The Belles of St Trinian's: girls behaving badly. Photograph: Ronald Grant Archive
The story of the St Trinian's series and the capers of its anarchic schoolgirls is one of constant evolution, increasingly refined wit and ever giddier heights of cinematic excellence - so long as you set your face in the right direction through time.
Let's start then, with 2007 and the nadir of the St. Trinian's series, with Colin Firth, Rupert Everett and Russell Brand, all of whom deserve the ducking stool treatment for involving themselves with this sorrowful, sexist farrago. Everett pathetically contrived to justify St Trinian's as an indictment of our education system when interviewed at the Leicester Square preview but given that the film's funniest moment involves the third-hand, tenth-rate device of a dog flying out of a window, this is desperately spurious. Still, this was the 21st century, with audiences yet to undergo the feminist revolution of the 1970s. No such excuse for 1980's The Wildcats Of St Trinian's, the series' equivalent of Carry On Emmanuelle - a plotline about the girls forming a trade union lies somewhere in the background like a discarded skipping rope as the glamorous likes of the late Debbie Linden cavort in, and often out of suspenders to salacious but mirthless effect. Still, at least Frank Lauder oversaw the project, a hopeful sign of things to come.

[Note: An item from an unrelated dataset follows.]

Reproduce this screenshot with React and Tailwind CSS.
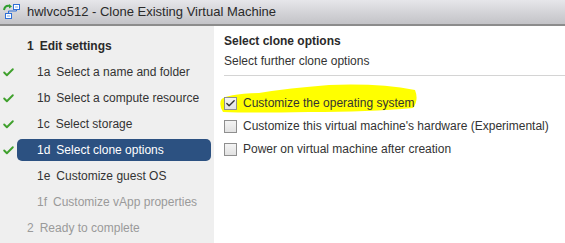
import { Check } from 'lucide-react'

const steps = [
  { id: '1', label: 'Edit settings', level: 0, state: 'header' },
  { id: '1a', label: 'Select a name and folder', level: 1, done: true },
  { id: '1b', label: 'Select a compute resource', level: 1, done: true },
  { id: '1c', label: 'Select storage', level: 1, done: true },
  { id: '1d', label: 'Select clone options', level: 1, done: true, active: true },
  { id: '1e', label: 'Customize guest OS', level: 1 },
  { id: '1f', label: 'Customize vApp properties', level: 1, disabled: true },
  { id: '2', label: 'Ready to complete', level: 0, disabled: true },
]

const options = [
  { label: 'Customize the operating system', checked: true },
  { label: "Customize this virtual machine's hardware (Experimental)", checked: false },
  { label: 'Power on virtual machine after creation', checked: false },
]

function VmIcon() {
  return (
    <svg width="18" height="18" viewBox="0 0 18 18">
      <path d="M1 7 Q2 2 7 3" fill="none" stroke="#2e9e2e" strokeWidth="2" />
      <path d="M6 1 L9 3.5 L6 5.5 Z" fill="#2e9e2e" />
      <rect x="10.5" y="1.5" width="6" height="5" fill="#fff" stroke="#2f6fd6" />
      <rect x="12" y="3" width="3" height="2" fill="#bcd3f5" />
      <rect x="2.5" y="10.5" width="6" height="5" fill="#fff" stroke="#2f6fd6" />
      <rect x="4" y="12" width="3" height="2" fill="#bcd3f5" />
      <path d="M5.5 10.5 V8 H13.5 V6.5" fill="none" stroke="#2f6fd6" />
    </svg>
  )
}

function Checkbox({ checked }) {
  return (
    <span className="flex h-[13px] w-[13px] items-center justify-center border border-[#8f8f8f] bg-gradient-to-b from-[#f4f4f4] to-[#e2e2e2]">
      {checked && <Check size={11} strokeWidth={3} className="text-[#333]" />}
    </span>
  )
}

export default function App() {
  return (
    <div
      className="flex h-[243px] w-[565px] flex-col overflow-hidden bg-white text-[12px] text-[#333]"
      style={{ fontFamily: '"Liberation Sans", Arial, sans-serif' }}
    >
      <div className="flex h-[26px] shrink-0 items-center gap-[6px] border-b-2 border-[#8c8c8c] bg-gradient-to-b from-[#e6e6ea] to-[#c3c3c7] pl-[3px]">
        <VmIcon />
        <span className="text-[13px] text-[#2a2a2a]">hwlvco512 - Clone Existing Virtual Machine</span>
      </div>

      <div className="flex flex-1">
        <div className="w-[214px] shrink-0 bg-[#efefef] pt-[7px]">
          {steps.map((s) => (
            <div key={s.id} className="flex h-[26px] items-center">
              <span className="flex w-[17px] justify-center">
                {s.done && <Check size={13} strokeWidth={3.5} className="text-[#3fa02c]" />}
              </span>
              <div
                className={
                  'flex h-[22px] w-[194px] items-center rounded-[5px] ' +
                  (s.active ? 'bg-[#2c5181] text-white ' : '') +
                  (s.level === 0 ? 'pl-[10px] ' : 'pl-[20px] ') +
                  (s.state === 'header' ? 'font-bold text-[#2a2a2a] ' : '') +
                  (s.disabled ? 'text-[#9a9a9a] ' : '')
                }
              >
                <span className="mr-[6px]">{s.id}</span>
                <span>{s.label}</span>
              </div>
            </div>
          ))}
        </div>

        <div className="flex-1 pl-[10px] pt-[6px]">
          <div className="font-bold text-[#2a2a2a]">Select clone options</div>
          <div className="mt-[2px] text-[#333]">Select further clone options</div>
          <div className="mt-[5px] border-t border-[#d4d4d4]" />

          <div className="relative mt-[20px] flex flex-col gap-[9px]">
            <svg
              className="absolute left-[-5px] top-[-12px]"
              width="200"
              height="30"
              viewBox="0 0 200 30"
            >
              <path
                d="M2 16 Q6 10 40 9 Q70 4 110 1 Q160 -1 196 6 Q200 16 194 24 Q150 28 90 28 Q30 29 4 28 Q0 22 2 16 Z"
                fill="#ffff00"
              />
            </svg>
            {options.map((o) => (
              <label key={o.label} className="relative flex h-[14px] items-center gap-[6px]">
                <Checkbox checked={o.checked} />
                <span className="text-[#333]">{o.label}</span>
              </label>
            ))}
          </div>
        </div>
      </div>
    </div>
  )
}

Sure enough, 1966's The Great St Trinian's Train Robbery, while no masterpiece and involving Reg Varney, at least saw George Cole in his role as Flash Harry offer a touch of slippery, cockney class, while Frankie Howerd gurned and punned to reasonable effect as the criminal ringleader.
Come 1960 and the series embarked upon its finest decade.The Pure Hell Of St Trinian's showed marked signs of improvement with both Frank Lauder and Sydney Gilliat at the helm, while Britain's finest-ever comedy actress Joyce Grenfell joined George Cole among the regulars as the love-starved Sergeant Ruby Gates. Blue Murder at St Trinian's was a further upgrade, with the girls now representing more of a a backdrop of anarchic, noisy oestrogen-fuelled rebellion similar in spirit to the Ronald Searle cartoons which inspired the series, rather than mere soft porn for patheticos.
Nineteen fifty-four brought the glory of The Belles of St Trinian's, with Alastair Sim offering not just a masterclass in cross dressing as Miss Fritton but also a whole gamut of comedic facial agonies and twitches denoting hangdog moral compromise. Even this was topped, however, by 1950's The Happiest Days Of Your Life, based on a play by Ealing stalwart John Dighton, which ditches the St Trinian's concept altogether with Sim, Grenfell ("effort, St Swithin's, effort!") joined by the formidable Margaret Rutherford in a farce involving a boys' and girls' school made to share the same building. In its exquisitely dispatched one-liners, elaborately unfolding plot and delicious marinade of irony it's perhaps the funniest British film yet made. Happy days indeed.